Namun demikian, ia memandang pendanaan untuk memitigasi dampak perubahan iklim tak cukup hanya ditopang oleh APBN. Oleh karena itu, pemerintah perlu bekerjasama dengan pelaku usaha swasta baik di dalam maupun di luar negeri, pemerintah negara lain, serta organisasi internasional untuk mendanai proyek untuk menurunkan emisi karbon.
“Kita bisa melihat bahwa Indonesia juga aktif dalam forum internasional, seperti Conference of the Parties (COP) dan menjadi chair dari koalisi Menteri Keuangan terhadap pendanaan perubahan iklim,” ujarnya.
Peluncuran ETM dan JET-P
Di sisi lain, Wamenkeu mengatakan bahwa mengatasi perubahan iklim juga membutuhkan pendanaan inovatif sehingga Indonesia meluncurkan Energy Transition Mechanism (ETM) dan aktif dalam Just Energy Transition Partnership (JET-P).
Kedua platform internasional tersebut menjadi saluran untuk membantu negara berkembang, termasuk Indonesia, untuk mendanai perubahan iklim yang berkontribusi kepada penurunan emisi. Undang-Undang Pengembangan dan Penguatan Sektor Keuangan (P2SK) yang mengatur penurunan emisi karbon dengan penyelenggaraan pasar karbon juga disahkan pada tahun ini.
Menurut Wamenkeu, keseluruhan upaya tersebut merupakan agenda besar Indonesia dalam ekosistem penurunan emisi karbon dan perubahan iklim.

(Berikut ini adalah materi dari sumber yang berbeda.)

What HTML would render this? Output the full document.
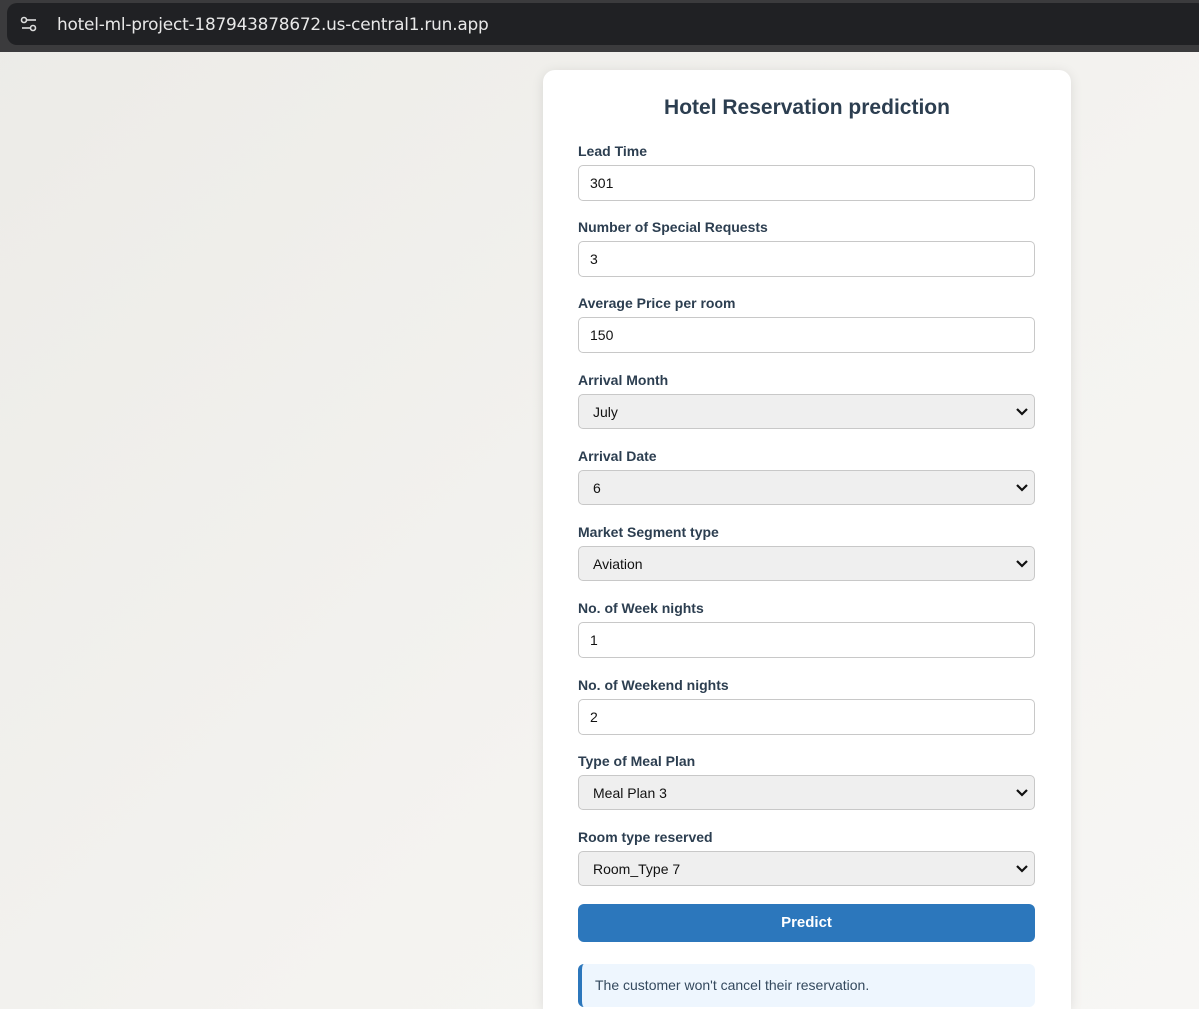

“Karena di dalam janji kita ingin mewujudkan net zero emission, dalam janji kita mewujudkan NDC (Nationally Determined Contribution) untuk mengurangi emisi karbon, peran dari sektor keuangan itu luar biasa besar. Tidak akan mungkin tanpa partisipasi sektor keuangan,” ujar Wamenkeu.